For Burton, it makes a ton of sense why he went to Alabama. Well, assuming one can get past the idea of joining the very program that once stood in the way of college football immortality. From an on-field standpoint, signing up to play with the Heisman Trophy winner is never a bad thing. Young’s skill set should benefit any pass-catcher. It’s not just that he has mobility. It’s that Young keeps his eyes downfield, squares his shoulders and more often than not, delivers an on-target pass.

That doesn’t necessarily mean that Bill O’Brien can scheme Burton open like Williams. The latter had game-changing speed to consistently take the top off any defense. Williams played 196 snaps from the slot. Will Burton offer that same versatile impact? He played just 75 snaps there this past season. And as great as Williams was, it benefitted him to have a reliable possession receiver like John Metchie to put pressure on defenses.

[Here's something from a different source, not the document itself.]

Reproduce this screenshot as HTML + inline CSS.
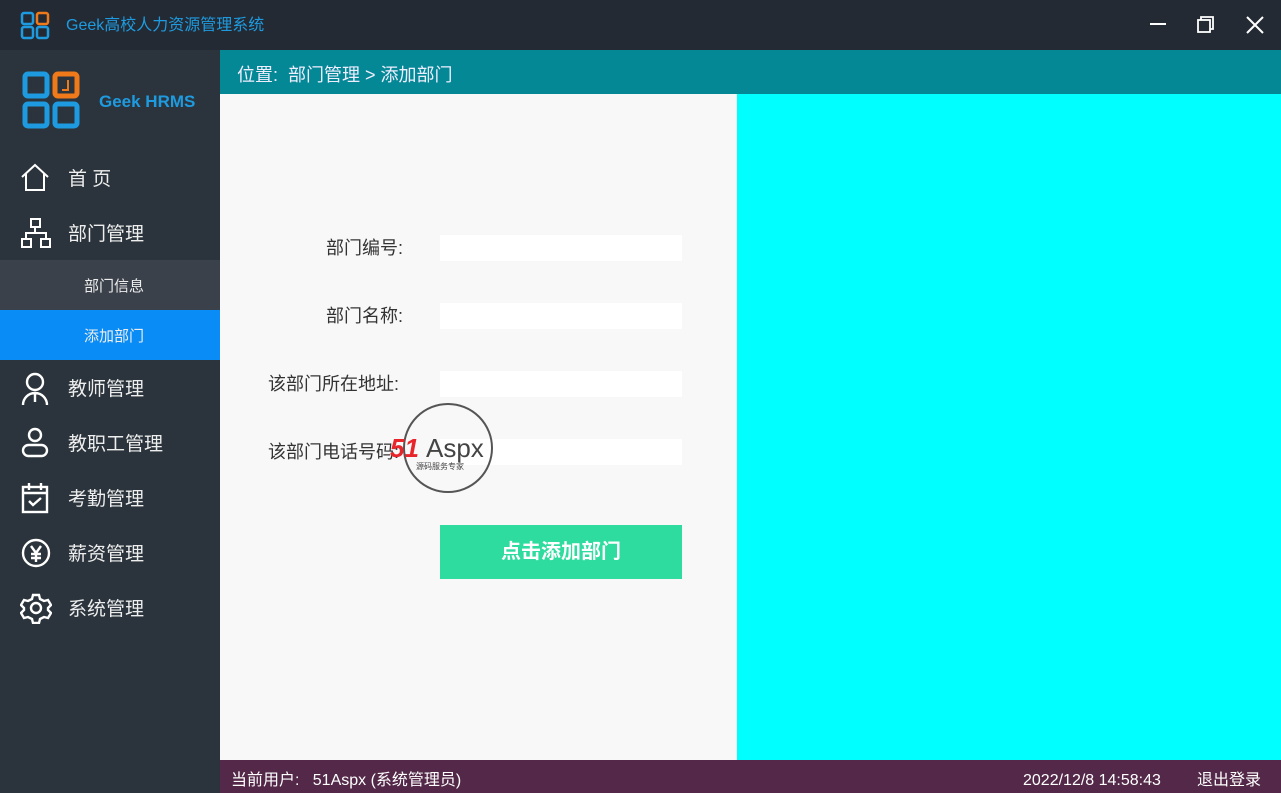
<!DOCTYPE html>
<html style="overflow:hidden"><head><meta charset="utf-8"><style>
*{margin:0;padding:0;box-sizing:border-box}
body{width:1281px;height:793px;overflow:hidden;position:relative;background:#2b343c;font-family:"Liberation Sans","Noto Sans CJK SC",sans-serif}
.top{position:absolute;left:0;top:0;width:1281px;height:50px;background:#232a33}
.title{position:absolute;left:66px;top:16px;color:#1e9be0;font-size:16px;line-height:20px}
.side{position:absolute;left:0;top:50px;width:220px;height:743px;background:#2b343c}
.nav{position:absolute;left:0;width:220px;height:55px;color:#eee;font-size:19px}
.nav span{position:absolute;left:68px;top:14px}
.nav svg{position:absolute;left:20px;top:12px}
.sub{position:absolute;left:0;width:220px;height:50px;color:#eee;font-size:15px}
.sub span{position:absolute;left:84px;top:15px}
.crumb{position:absolute;left:220px;top:50px;width:1061px;height:44px;background:#058896;color:#eef;font-size:18px}
.crumb span{position:absolute;left:17px;top:11px}
.form{position:absolute;left:220px;top:94px;width:517px;height:666px;background:#f8f8f8}
.cyan{position:absolute;left:737px;top:94px;width:544px;height:666px;background:#00ffff}
.lbl{position:absolute;font-size:18px;color:#333;line-height:22px}
.inp{position:absolute;left:440px;width:242px;height:26px;background:#fff}
.btn{position:absolute;left:440px;top:525px;width:242px;height:54px;background:#2ddc9e;color:#fff;font-size:20px;font-weight:bold;text-align:center;line-height:54px}
.foot{position:absolute;left:220px;top:760px;width:1061px;height:33px;background:#532848;color:#fff;font-size:16px;overflow:hidden}
.foot span{position:absolute;top:10px;line-height:22px}
</style></head><body>
<div class="top">
<svg style="position:absolute;left:20px;top:11px" width="30" height="29" viewBox="0 0 30 29" fill="none" stroke-width="2.5"><rect x="2" y="2" width="11" height="11" rx="2" stroke="#1e9be0"/><rect x="17" y="2" width="11" height="11" rx="2" stroke="#f07a1a"/><rect x="2" y="16" width="11" height="11" rx="2" stroke="#1e9be0"/><rect x="17" y="16" width="11" height="11" rx="2" stroke="#1e9be0"/></svg>
<div class="title">Geek高校人力资源管理系统</div>
<div style="position:absolute;left:1150px;top:23px;width:16px;height:2px;background:#fff"></div>
<svg style="position:absolute;left:1197px;top:16px" width="18" height="18" fill="none" stroke="#fff" stroke-width="1.8"><rect x="1" y="4" width="12" height="12"/><path d="M4 4V1h12v12h-3"/></svg>
<svg style="position:absolute;left:1246px;top:16px" width="18" height="18" stroke="#fff" stroke-width="2"><path d="M1 1L17 17M17 1L1 17"/></svg>
</div>
<div class="side">
<svg style="position:absolute;left:22px;top:21px" width="58" height="58" viewBox="0 0 58 58" fill="none" stroke-width="5"><rect x="3" y="3" width="22" height="22" rx="3" stroke="#1e9be0"/><rect x="33" y="3" width="22" height="22" rx="3" stroke="#f07a1a"/><path d="M46 9v10h-6" stroke="#f07a1a" stroke-width="2"/><rect x="3" y="33" width="22" height="22" rx="3" stroke="#1e9be0"/><rect x="33" y="33" width="22" height="22" rx="3" stroke="#1e9be0"/></svg>
<div style="position:absolute;left:99px;top:42px;color:#1e9be0;font-weight:bold;font-size:17px">Geek HRMS</div>
</div>
<div class="nav" style="top:150px"><svg width="30" height="30" fill="none" stroke="#fff" stroke-width="2"><path d="M2 15L15 3L28 15M6 12v16h18V12"/></svg><span>首 页</span></div>
<div class="nav" style="top:205px"><svg width="32" height="32" fill="none" stroke="#fff" stroke-width="2"><rect x="11" y="2" width="9" height="8"/><rect x="2" y="22" width="9" height="8"/><rect x="21" y="22" width="9" height="8"/><path d="M15 10v6M6 22v-6h20v6"/></svg><span>部门管理</span></div>
<div class="sub" style="top:260px;background:#3b414b"><span>部门信息</span></div>
<div class="sub" style="top:310px;background:#0a8cf7"><span>添加部门</span></div>
<div class="nav" style="top:360px"><svg width="30" height="34" fill="none" stroke="#fff" stroke-width="2.4"><circle cx="15" cy="10" r="8"/><path d="M3 33a12 12 0 0 1 24 0M15 20v10"/></svg><span>教师管理</span></div>
<div class="nav" style="top:415px"><svg width="30" height="32" fill="none" stroke="#fff" stroke-width="2.4"><circle cx="15" cy="8" r="6"/><rect x="3" y="18" width="24" height="11" rx="5.5"/></svg><span>教职工管理</span></div>
<div class="nav" style="top:470px"><svg width="30" height="32" fill="none" stroke="#fff" stroke-width="2.4"><rect x="3" y="5" width="24" height="25"/><path d="M9 1v7M21 1v7M3 11h24M9 19l4 4 8-7"/></svg><span>考勤管理</span></div>
<div class="nav" style="top:525px"><svg width="32" height="32" fill="none" stroke="#fff" stroke-width="2.4"><circle cx="16" cy="16" r="13"/><path d="M11 9l5 7 5-7M16 16v9M11 17h10M11 21h10"/></svg><span>薪资管理</span></div>
<div class="nav" style="top:580px"><svg width="32" height="32" fill="none" stroke="#fff" stroke-width="2.4"><path d="M13 3h6l1 4 4 2 4-1 3 5-3 3v2l3 3-3 5-4-1-4 2-1 4h-6l-1-4-4-2-4 1-3-5 3-3v-2l-3-3 3-5 4 1 4-2z"/><circle cx="16" cy="16" r="5"/></svg><span>系统管理</span></div>
<div class="crumb"><span>位置:&nbsp;&nbsp;部门管理 &gt; 添加部门</span></div>
<div class="form"></div>
<div class="cyan"></div>
<div class="lbl" style="top:237px;left:326px">部门编号:</div>
<div class="lbl" style="top:305px;left:326px">部门名称:</div>
<div class="lbl" style="top:373px;left:268px">该部门所在地址:</div>
<div class="lbl" style="top:441px;left:268px">该部门电话号码:</div>
<div class="inp" style="top:235px"></div>
<div class="inp" style="top:303px"></div>
<div class="inp" style="top:371px"></div>
<div class="inp" style="top:439px"></div>
<svg style="position:absolute;left:388px;top:400px" width="130" height="96"><circle cx="60" cy="48" r="44" fill="none" stroke="#555" stroke-width="2"/><text x="2" y="57" font-family="Liberation Sans" font-style="italic" font-weight="bold" font-size="26" fill="#e8252b">51</text><text x="38" y="57" font-family="Liberation Sans" font-size="26" fill="#444">Aspx</text><text x="28" y="69" font-size="8" fill="#444" font-family="Noto Sans CJK SC">源码服务专家</text></svg>
<div class="btn">点击添加部门</div>
<div class="foot"><span style="left:11px">当前用户:&nbsp;&nbsp;&nbsp;51Aspx (系统管理员)</span><span style="left:803px">2022/12/8 14:58:43</span><span style="left:977px">退出登录</span></div>
</body></html>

Who will Burton have to complement him? Ja’Corey Brooks came on strong down the stretch and Agiye Hall also showed promise late, but those guys still need to show that they can consistently get separation against SEC competition. Maybe they’ll take the next step the way those Alabama receivers did as true sophomores in 2018. Or maybe we’ll develop a deeper appreciation for just how great that group has been in recent memory, and it’s by no means a given that the next in command will follow suit.

Burton signed up to play at Alabama in hopes of becoming the Tide’s next great wideout. Williams successfully followed that path, and he came in with the right mindset. Say what you want about how he compares to the Alabama receivers before him, but anybody who was willing to make tackles in special teams like that showed he was willing to sacrifice for the greater good.

It’ll be up to Burton to capitalize on his opportunity. He earned the right to have his pick of the litter. That choice will be dissected heavily in 2022.

Perhaps, though, let’s not determine Burton’s value based on a historically prolific season like the one Williams just delivered.